NER and Network-of-Terms pipeline

Primary LanguagePython

ner-not-pipeline

NER and Network-of-Terms pipeline

Basic experiment for creating an NER and keyword extraction pipeline in combination with querying the NDE Netwerk of Terms. The code inspired by the Hands-On 1.2 code from the Open HPI Knowledge Graph Course 2023.

It is recommended to use a virtual environment, create one using the following command:

$ python -m venv ./venv

Then activate the virtual evironment using:

$ source venv/bin/activate

This will result in a prompt starting with (venv), the virtual environment is now activated.

Now install the requirend packages:

$ pip install -r requirements.txt

This will result in list of packages that are being installed and it should end with no errors.

We are using the Spacy module for doing the Named Entity Recognition (NER). And because we are analyzing Dutch texts we need to download a Dutch model, in this case the nl_core_news_lg model:

$ python -m spacy download nl_core_news_lg

It will take a short while to download the almost 600MB sized model.

Start the program with:

$ python ner-not.py some.txt

Change the plain text in the some.txt file to try out different results for the pipeline.

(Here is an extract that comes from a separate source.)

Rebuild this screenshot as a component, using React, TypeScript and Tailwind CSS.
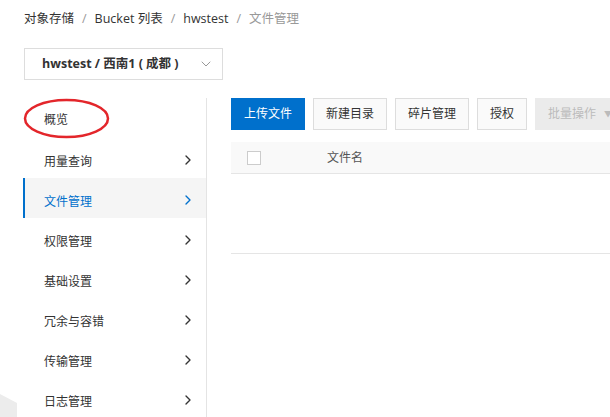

The pipeline uses the Spacy Tokenization and NER functionality to extract keywords and named entities. The identified nouns and named entities are fed to the Network of Terms (NoT) to find matching terms. The reconcilation with the Network of Terms is configured for the different NER types. The config.json file connects the NER type to the relevant source to query for the Network of Terms. The nouns are matched against the list of sources specified under "CONCEPT".

Bases on the configuration all the NoT sources are queried. The results are processed in the order defined in the config file. As soon as one of the found pref- or altLabels has an exact match with the named entity the URI of this term is returned and the processing of the result stops.

The result is written as semicolon delimited CSV file with basename of the input file. The outfile contains the complete term information as found in the Network of Terms results.